Jim and Mac talk about the San Pasquale situation. She knows that Sanchez clearly ordered it, and asks where Duran is now. Conveniently, he fled to Georgetown, so they are able to call him in so that Mac can ask for his advice. Jim gives a little approving smile.
A giant motorcade is making its way toward school. Remembering being driven to school myself and wanting to appear completely cool and totally unremarkable...that would kill me. I can actually sympathize with Becca right now. She's clutching her books to her chest like a shield, while Horace just looks kind of put out. Mac calls them to see how it's going. She asks Horace to pass her to Becca, and when he hands over the phone, Becca stares at it a moment like it might poison her. She says hi while rolling her eyes, and I'm back to thinking less charitable thoughts toward her. Mac wishes her a good day and begins to say something about later, but the kids pull up to school and see all the paparazzi just as Jim rushes in and tells Mac they've got intercepts from San Pasquale. Both hang up, and we never find out what Mac was thinking. At school, students are lined up, as are photographers; one girl holds an "I Love Horace" sign. Joan opens the door, and Becca turns to stone, saying through clenched teeth that she's not doing it. Horace is clearly eating it up and off-handedly assures her that it's going to be fine. He then actually climbs over Becca and out the door, looking delighted. Joan pleads with Becca and finally gets her out of the car. I kind of love Joan, who clearly cares a lot for the kids. Suddenly bombarded, Becca clutches her books and tries to make it inside.
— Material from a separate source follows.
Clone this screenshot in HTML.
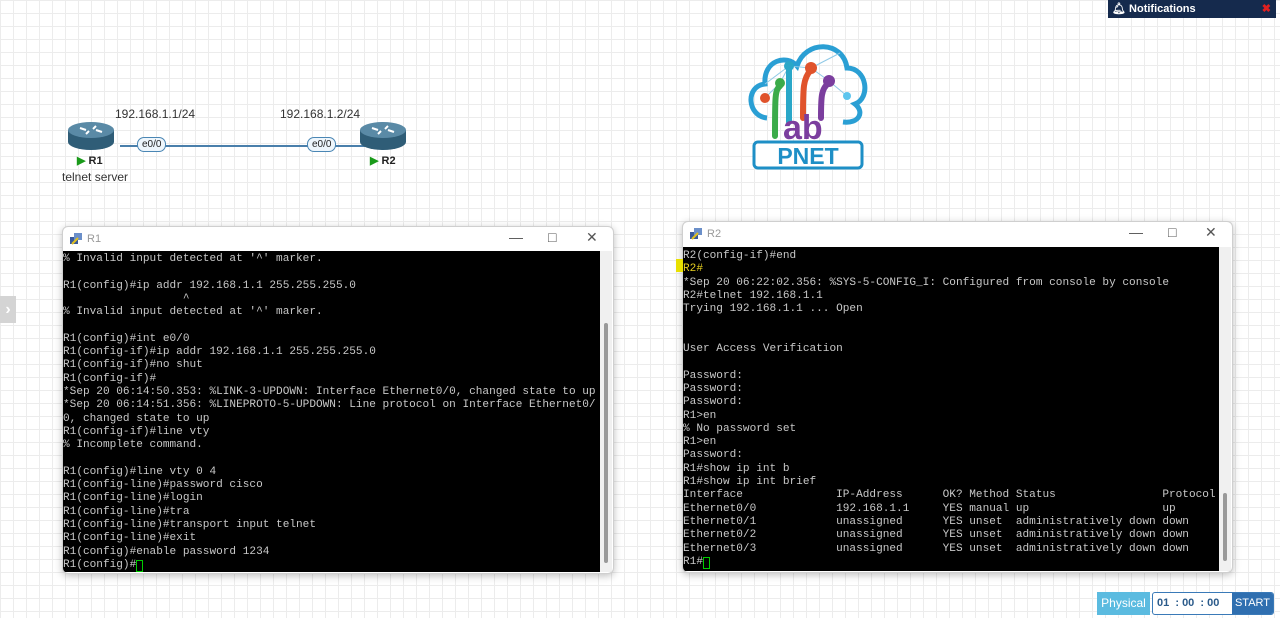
<!DOCTYPE html>
<html><head><meta charset="utf-8">
<style>
html,body{margin:0;padding:0}
body{width:1280px;height:618px;overflow:hidden;position:relative;font-family:"Liberation Sans",sans-serif;
background-color:#fff;
background-image:linear-gradient(#ececec 1px,transparent 1px),linear-gradient(90deg,#ececec 1px,transparent 1px);
background-size:13px 13px;}
.abs{position:absolute}
.lbl{font-size:12px;color:#333}
.pill{position:absolute;border:1.5px solid #4a86b4;border-radius:7px;background:#eef6fc;font-size:10px;padding:0 4px;height:13px;line-height:13px;color:#222}
.win{position:absolute;background:#fff;border:1px solid #cfcfcf;border-radius:6px;box-shadow:0 2px 8px rgba(0,0,0,.25);overflow:hidden}
.tb{height:24px;position:relative;font-size:11px;color:#999}
.tb .t{position:absolute;left:24px;top:6px}
.tb .c{position:absolute;top:2px;font-size:14px;color:#555}
.term{position:absolute;background:#000;color:#c8c8c8;font-family:"Liberation Mono",monospace;font-size:11.1px;line-height:13.3px;white-space:pre;overflow:hidden;box-sizing:border-box;padding-top:2px}
.sb{position:absolute;background:#f0f0f0}
.sb i{position:absolute;left:4px;width:4px;background:#999;border-radius:2px}
.cur{display:inline-block;width:5px;height:10px;border:1px solid #0c0;vertical-align:top;margin-top:1px}
</style></head><body>

<div class="abs" style="left:1108px;top:0;width:168px;height:18px;background:#152a4d;color:#fff;font-size:11px;font-weight:bold;line-height:18px">
<span style="margin-left:4px">&#128276;&#xFE0E;</span> Notifications<span style="position:absolute;right:5px;color:#e02020">&#10006;</span></div>

<div class="abs" style="left:0;top:296px;width:16px;height:27px;background:#d4d4d4;color:#fff;font-size:16px;line-height:27px;text-align:center;font-weight:bold">&#8250;</div>

<div class="abs" style="left:120px;top:145px;width:250px;height:2px;background:#4a7fab"></div>
<div class="pill" style="left:137px;top:137px">e0/0</div>
<div class="pill" style="left:307px;top:137px">e0/0</div>
<div class="abs lbl" style="left:115px;top:107px">192.168.1.1/24</div>
<div class="abs lbl" style="left:280px;top:107px">192.168.1.2/24</div>

<svg class="abs" style="left:66px;top:120px" width="50" height="32" viewBox="0 0 50 32">
<path d="M2 10 V22 A23 8 0 0 0 48 22 V10 Z" fill="#2f5d77"/><ellipse cx="25" cy="10" rx="23" ry="8" fill="#5a8aa6"/>
<path d="M14 8l6 2M36 12l-6-2M30 6l-3 3M20 14l3-3" stroke="#fff" stroke-width="2"/></svg>
<svg class="abs" style="left:358px;top:120px" width="50" height="32" viewBox="0 0 50 32">
<path d="M2 10 V22 A23 8 0 0 0 48 22 V10 Z" fill="#2f5d77"/><ellipse cx="25" cy="10" rx="23" ry="8" fill="#5a8aa6"/>
<path d="M14 8l6 2M36 12l-6-2M30 6l-3 3M20 14l3-3" stroke="#fff" stroke-width="2"/></svg>
<div class="abs" style="left:77px;top:154px;font-size:11px;font-weight:bold;color:#222"><span style="color:#1a9a1a">&#9654;</span> R1</div>
<div class="abs" style="left:370px;top:154px;font-size:11px;font-weight:bold;color:#222"><span style="color:#1a9a1a">&#9654;</span> R2</div>
<div class="abs lbl" style="left:62px;top:170px">telnet server</div>

<svg class="abs" style="left:745px;top:38px" width="125" height="138" viewBox="0 0 125 138">
<path d="M22 80 C2 78 0 48 20 46 C18 22 42 16 52 28 C60 2 98 2 102 30 C122 30 126 60 110 66 C120 74 114 86 98 84" fill="none" stroke="#2a9fd4" stroke-width="5"/>
<g stroke="#8fc9e6" stroke-width="1" fill="none"><path d="M20 60L35 45L44 28L66 30L84 43L102 58M44 28L20 46M66 30L95 15"/></g>
<g stroke-width="6" fill="none" stroke-linecap="round">
<path d="M35 48 C30 52 30 58 30 98" stroke="#3bab4a"/><path d="M44 30 V84" stroke="#2aa7c8"/><path d="M66 32 C58 40 58 50 58 80" stroke="#e0532c"/><path d="M84 45 C76 50 76 60 76 80" stroke="#7b3e9e"/>
</g>
<circle cx="20" cy="60" r="5" fill="#e0532c"/><circle cx="35" cy="45" r="5" fill="#3bab4a"/><circle cx="44" cy="28" r="5" fill="#2aa7c8"/><circle cx="66" cy="30" r="6" fill="#e0532c"/><circle cx="84" cy="43" r="6" fill="#7b3e9e"/><circle cx="102" cy="58" r="4" fill="#5cc5ee"/>
<text x="38" y="101" font-family="Liberation Sans" font-weight="bold" font-size="34" fill="#7b3e9e">ab</text>
<rect x="9" y="104" width="108" height="26" rx="4" fill="#fff" stroke="#1e8fc6" stroke-width="3"/>
<text x="63" y="126" text-anchor="middle" font-family="Liberation Sans" font-weight="bold" font-size="23" fill="#1e8fc6">PNET</text>
</svg>

<div class="win" style="left:62px;top:226px;width:550px;height:346px">
 <div class="tb"><svg class="abs" style="left:6px;top:5px" width="14" height="14"><rect x="1" y="5" width="8" height="7" fill="#3a5a9a"/><rect x="5" y="1" width="8" height="7" fill="#6b8fc9"/><path d="M3 12l6-6" stroke="#e0c020" stroke-width="2"/></svg><span class="t">R1</span>
 <span class="c" style="left:446px">&#8212;</span><span class="c" style="left:485px">&#9633;</span><span class="c" style="left:523px">&#10005;</span></div>
 <div class="term" style="left:0;top:24px;width:548px;height:321px">% Invalid input detected at '^' marker.

R1(config)#ip addr 192.168.1.1 255.255.255.0
                  ^
% Invalid input detected at '^' marker.

R1(config)#int e0/0
R1(config-if)#ip addr 192.168.1.1 255.255.255.0
R1(config-if)#no shut
R1(config-if)#
*Sep 20 06:14:50.353: %LINK-3-UPDOWN: Interface Ethernet0/0, changed state to up
*Sep 20 06:14:51.356: %LINEPROTO-5-UPDOWN: Line protocol on Interface Ethernet0/
0, changed state to up
R1(config-if)#line vty
% Incomplete command.

R1(config)#line vty 0 4
R1(config-line)#password cisco
R1(config-line)#login
R1(config-line)#tra
R1(config-line)#transport input telnet
R1(config-line)#exit
R1(config)#enable password 1234
R1(config)#<span class="cur"></span></div>
 <div class="sb" style="left:537px;top:24px;width:12px;height:321px"><i style="top:72px;height:240px"></i></div>
</div>

<div class="win" style="left:682px;top:221px;width:549px;height:350px">
 <div class="tb"><svg class="abs" style="left:6px;top:5px" width="14" height="14"><rect x="1" y="5" width="8" height="7" fill="#3a5a9a"/><rect x="5" y="1" width="8" height="7" fill="#6b8fc9"/><path d="M3 12l6-6" stroke="#e0c020" stroke-width="2"/></svg><span class="t">R2</span>
 <span class="c" style="left:446px">&#8212;</span><span class="c" style="left:485px">&#9633;</span><span class="c" style="left:522px">&#10005;</span></div>
 <div class="term" style="left:0;top:25px;width:547px;height:324px;padding-top:3px">R2(config-if)#end
<span style="color:#e8d020">R2#</span>
*Sep 20 06:22:02.356: %SYS-5-CONFIG_I: Configured from console by console
R2#telnet 192.168.1.1
Trying 192.168.1.1 ... Open


User Access Verification

Password:
Password:
Password:
R1>en
% No password set
R1>en
Password:
R1#show ip int b
R1#show ip int brief
Interface              IP-Address      OK? Method Status                Protocol
Ethernet0/0            192.168.1.1     YES manual up                    up
Ethernet0/1            unassigned      YES unset  administratively down down
Ethernet0/2            unassigned      YES unset  administratively down down
Ethernet0/3            unassigned      YES unset  administratively down down
R1#<span class="cur"></span></div>
 <div class="sb" style="left:536px;top:25px;width:12px;height:324px"><i style="top:246px;height:68px"></i></div>
</div>
<div class="abs" style="left:676px;top:259px;width:7px;height:13px;background:#e8e000"></div>

<div class="abs" style="left:1097px;top:592px;width:53px;height:23px;background:#5bbbe0;color:#fff;font-size:12px;line-height:23px;text-align:center">Physical</div>
<div class="abs" style="left:1152px;top:592px;width:120px;height:21px;border:1px solid #3a7ab8;border-radius:3px;background:#fff;overflow:hidden">
<span class="abs" style="left:4px;top:4px;font-size:11px;font-weight:bold;color:#2a5a8a">01 &nbsp;: 00 &nbsp;: 00</span>
<span class="abs" style="left:79px;top:0;width:41px;height:21px;background:#2f6fb0;color:#fff;font-size:11px;line-height:21px;text-align:center">START</span></div>
</body></html>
Back at the homestead, Dolan is showing Mac transcripts which say things like, "They keep sending 'em, they keep dying." Mac points out that this is too easy, and that Sanchez clearly knows they're listening. He's sending them a message to mind their own business, and to get their agents out the country. She wants to know their options -- sanctions and embargoes take too long, so she needs something else. Dolan tells her, "Those are public options. Non-public, that's different. We've used private contractors before." "Mercenaries," Mac translates. Wait a minute, are you telling me that sometimes the American government does secret things that the public doesn't know about? I know some people who are going to be shocked to learn that. Wolfe shoots down those ideas, and Mac has finally had it: "So, citizens of our country were brutally murdered, and you're telling me there's nothing I can do about it. Right?" She wants a plan to arrest Sanchez and haul him into American court: "And I want it within the hour." I guess that's the bonus to being the President -- you can ask for and receive pretty much anything you want. ["In the same position, I might focus less on the harassment of foreign leaders and more on the acquisition of sundaes." -- Wing Chun]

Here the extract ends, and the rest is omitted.